More important was the element of contemplation that occupied my thoughts. The reading I was engaged in was deeply satisfying, but it was not entertaining in the common sense of that word. It was hard. My goal was to be challenged and changed. In Why Choose the Liberal Arts?, Mark William Roche reminds us that contemplation is an important way of drawing close to God. Both Aristotle and Aquinas recognized that it as an activity that sets human beings apart from the rest of God’s creation. Animals eat, sleep, work, mate, and even play, but as best we can tell, they don’t spend a lot of time wrestling with the meaning of the universe. When we engage in contemplation, Roche observes, we engage in “the activity that most mirrors the divine.”
Finally, there was also an important aspect of communion in my park-bench experience. I was reading 18th-century sermons, after all–figuratively entering into a conversation with Christians from another time–and in that sense I was participating in that fellowship of believers across the ages that the Apostles’ Creed refers to as the “communion of the saints.”

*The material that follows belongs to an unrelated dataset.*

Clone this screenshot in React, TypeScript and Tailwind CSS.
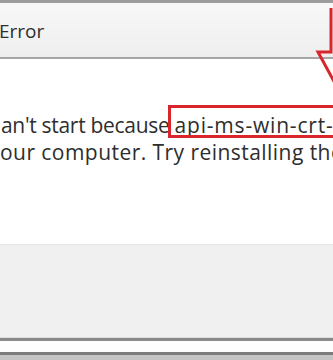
import React from "react";

function Arrow() {
  return (
    <svg className="absolute right-0 top-0" width="40" height="120" viewBox="0 0 40 120" fill="none">
      <path d="M38 8 V52 H25 L44 87" stroke="#d8262c" strokeWidth="3" strokeLinejoin="miter" />
    </svg>
  );
}

export default function App() {
  return (
    <div className="relative w-[333px] h-[360px] overflow-hidden bg-white flex flex-col font-['Open_Sans',sans-serif] text-[#2e2e2e]">
      {/* title bar */}
      <div className="h-[3px] bg-[#9c9c9c]" />
      <div className="h-[54px] bg-gradient-to-b from-[#f8f8f8] to-[#eeeeee] flex items-center text-[19px] leading-none -ml-[1px] pt-[2px]">
        Error
      </div>
      <div className="h-[2px] bg-[#a6a6a6]" />
      <div className="h-px bg-white" />

      {/* message */}
      <div className="h-[184px] bg-white pt-[52px] text-[21px] leading-[27px] whitespace-nowrap">
        <div className="relative ml-[1px]">
          <span className="tracking-[-0.3px]">an't start because </span>
          <span className="tracking-[0.8px]">api-ms-win-crt-runtime-l1-1-0.dll is missing</span>
          <span className="absolute left-[167px] -top-[7px] w-[200px] h-[33px] border-[3px] border-[#d8262c]" />
        </div>
        <div className="tracking-[0.45px]">our computer. Try reinstalling the program to fix this problem.</div>
      </div>

      {/* button area */}
      <div className="h-[93px] bg-[#f0f0f0] border-t border-[#e6e6e6]" />
      <div className="h-px bg-[#dcdcdc]" />
      <div className="h-[3px] bg-[#8a8a8a]" />
      <div className="h-[11px] bg-[#fdfdfd]" />
      <div className="h-[3px] bg-[#7c7c7c]" />
      <div className="flex-1 bg-[#c4c4c4]" />

      <Arrow />
    </div>
  );
}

I may be wrong, but I don’t think we evangelicals give much thought to the temporal dimension of God’s church. When it comes to our musings about heaven, we may acknowledge that the “sacred throng” that will gather around the throne will include representatives of “every kindred” and “every tribe,” as the hymn writer put it long ago. But I don’t think it much dawns on us that the saints will represent a vast range of times as well as places. The “communion of the saints” is a fellowship that spans centuries as well as cultures. We forget that truth, in part, because we are “stranded in the present,” to use Margaret Bendroth’s haunting phrase. What is worse, as Bendroth points out, we tend to think of people from the past as inferior to us, even as “not really real.” In heaven we’ll see otherwise.